Staking involves validating third-party cryptocurrency transactions and reviewing blockchain in an effort to maintain the network’s integrity. To start staking, you’ll have to put up your own crypto funds as collateral, but you’ll be entitled to certain fees for providing the service.
It’s important to note that not all cryptocurrencies support staking.
Yield farming involves depositing your cryptocurrency into a decentralized application, lending out your money in promise of returns or rewards. Think of it as earning interest on digital assets, measured in annual percentage yield (APY). Yield farming can generate very high APYs, but can also come with considerable risks.
When considering investing in cryptocurrency — or anything else — it’s important to consider what your investment goals are. Are you looking for short-term profitability, or a long-term investment to strengthen your portfolio?
There’s no right or wrong answer, only what makes sense for you and your situation. For short-term trading, the volatility of cryptocurrency makes it particularly hit-or-miss. For long-term investment, there’s also a great deal of uncertainty surrounding crypto’s future — a lot of it depends on how the world continues to adapt to decentralized, digital currencies.

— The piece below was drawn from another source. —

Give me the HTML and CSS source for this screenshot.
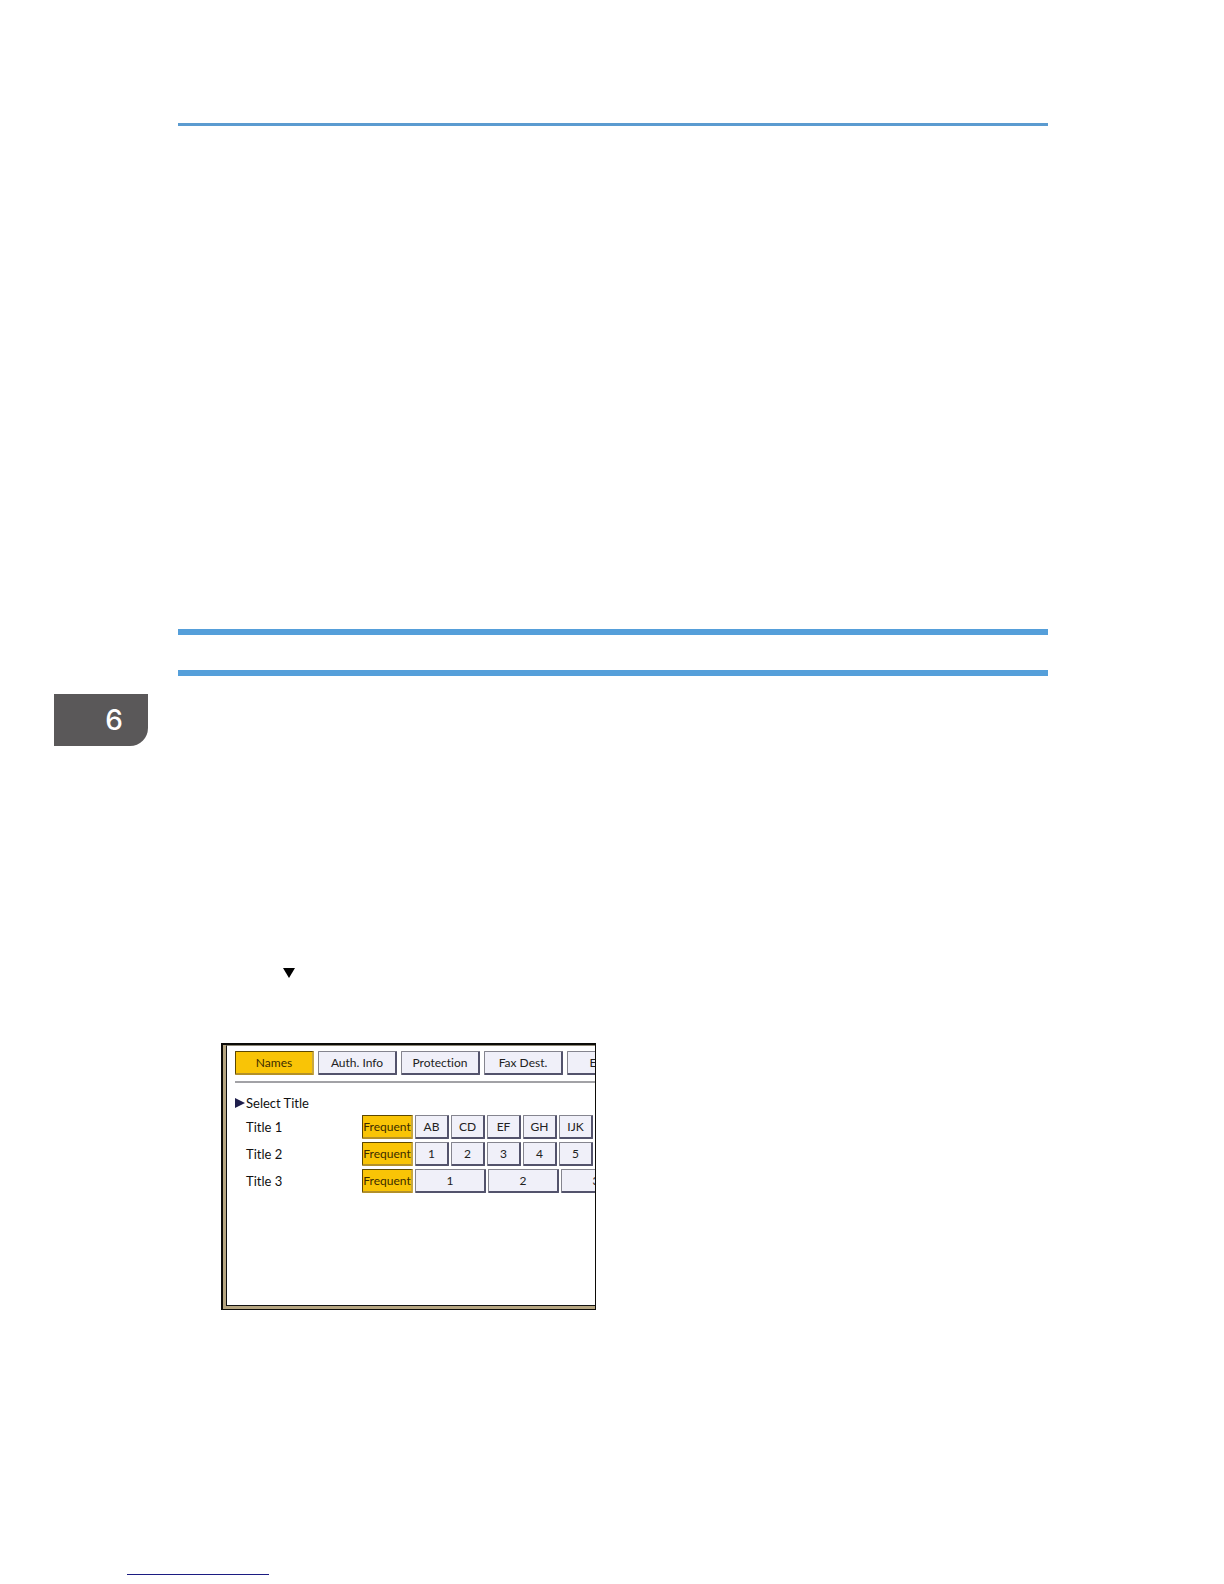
FILE: index.html
```
<!DOCTYPE html>
<html lang="en">
<head>
  <meta charset="UTF-8">
  <title>Select Title</title>
  <link rel="stylesheet" href="styles.css">
</head>
<body>
  <hr class="top-rule">

  <main>
    <div class="section-bar"></div>
    <div class="chapter-tab">6</div>

    <svg class="down-mark" viewBox="0 0 12 10" aria-hidden="true"><path d="M0 0h12L6 10z"/></svg>

    <div class="panel">
      <div class="screen">
        <nav class="tabs">
          <button type="button" class="key selected">Names</button>
          <button type="button" class="key">Auth. Info</button>
          <button type="button" class="key">Protection</button>
          <button type="button" class="key">Fax Dest.</button>
          <button type="button" class="key">E-mail</button>
        </nav>

        <h2 class="select-title">
          <svg class="arrow" viewBox="0 0 11 12" aria-hidden="true"><path d="M0 1l10 5L0 11z"/></svg>Select Title
        </h2>

        <div class="title-row">
          <span class="title-name">Title 1</span>
          <button type="button" class="key frequent selected">Frequent</button>
          <button type="button" class="key">AB</button>
          <button type="button" class="key">CD</button>
          <button type="button" class="key">EF</button>
          <button type="button" class="key">GH</button>
          <button type="button" class="key">IJK</button>
        </div>
        <div class="title-row">
          <span class="title-name">Title 2</span>
          <button type="button" class="key frequent selected">Frequent</button>
          <button type="button" class="key">1</button>
          <button type="button" class="key">2</button>
          <button type="button" class="key">3</button>
          <button type="button" class="key">4</button>
          <button type="button" class="key">5</button>
        </div>
        <div class="title-row wide">
          <span class="title-name">Title 3</span>
          <button type="button" class="key frequent selected">Frequent</button>
          <button type="button" class="key">1</button>
          <button type="button" class="key">2</button>
          <button type="button" class="key">3</button>
        </div>
      </div>
    </div>
  </main>

  <hr class="foot-rule">
</body>
</html>
```
FILE: styles.css
```
* { box-sizing: border-box; }
body { margin: 0; padding: 123px 176px 8px 178px; background: #fff; color: #111; font-family: Lato, "Liberation Sans", sans-serif; }
hr { border: none; margin: 0; }

.top-rule { height: 3px; background: #5b9bd0; }
.section-bar { height: 47px; margin-top: 503px; border: solid #559fda; border-width: 6px 0; }

/* chapter tab sits in the left margin */
.chapter-tab {
  width: 94px;
  height: 52px;
  margin: 18px 0 0 -124px;
  padding-right: 25px;
  background: #5a5859;
  color: #fff;
  border-bottom-right-radius: 18px;
  font-family: Inter, "Liberation Sans", sans-serif;
  font-size: 28px;
  font-weight: 500;
  line-height: 52px;
  text-align: right;
}

.down-mark { display: block; width: 12px; height: 10px; margin: 222px 0 0 105px; }

.panel {
  width: 375px;
  height: 267px;
  margin: 65px 0 0 43px;
  padding: 0 0 3px 3px;
  background: #b5a581;
  border: 1px solid #0c0b08;
  border-width: 2px 1px 1px 2px;
}
.screen {
  height: 100%;
  padding: 5px 0 0 8px;
  overflow: hidden;
  background: #fff;
  border: 1px solid #111;
  border-width: 1px 0 1px 1px;
  border-top-color: #8d8878;
  font-size: 13px;
  font-variant-ligatures: none;
}

.tabs { display: flex; gap: 4px; padding-bottom: 6px; border-bottom: 2px solid #a2a2a6; }
.tabs .key { width: 79px; }

.key {
  flex: none;
  height: 24px;
  padding: 0;
  background: #f0f0f9;
  color: #222;
  border: 1px solid #85858f;
  border-right: 2px solid #53536c;
  border-bottom: 2px solid #53536c;
  border-radius: 1px;
  font: inherit;
  font-size: 12px;
  font-variant-ligatures: none;
  text-align: center;
  cursor: pointer;
}
.key.selected {
  background: #f9c406;
  color: #3c2c00;
  border-color: #5c4700 #c9a840 #b39028 #5c4700;
}

.select-title { display: flex; align-items: center; height: 20px; margin: 10px 0 2px; font-size: 13px; font-weight: normal; }
.arrow { width: 11px; height: 12px; fill: #1f1f4c; }

.title-row { display: flex; align-items: center; gap: 2px; margin-bottom: 3px; }
.title-name { flex: none; width: 125px; padding-left: 11px; }
.title-row .key { width: 34px; }
.title-row .frequent { width: 51px; }
.title-row.wide .key:not(.frequent) { width: 71px; }

.foot-rule { width: 142px; height: 1px; margin: 264px 0 0 -51px; background: #1c1c82; }
```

So, what’s the potential for long-term growth in the cryptocurrency market? The experts are torn. Critics of crypto view it as not only inherently worthless, but also an avenue for money laundering and other criminal activity. Proponents of crypto think it could transform the financial environment, especially as institutions begin to adopt it.
Cryptocurrency has provided high returns in the past. Will its market value skyrocket once again? The best advice may be to keep researching and adapting to new information. But if you feel strongly about the successful future of cryptocurrency, then proceed with caution.
This article is for informational purposes only. It is not intended to serve as legal, financial, investment or tax advice or indicate that a specific DCU product or service is right for you. For specific advice about your unique circumstances, you may wish to consult a financial professional.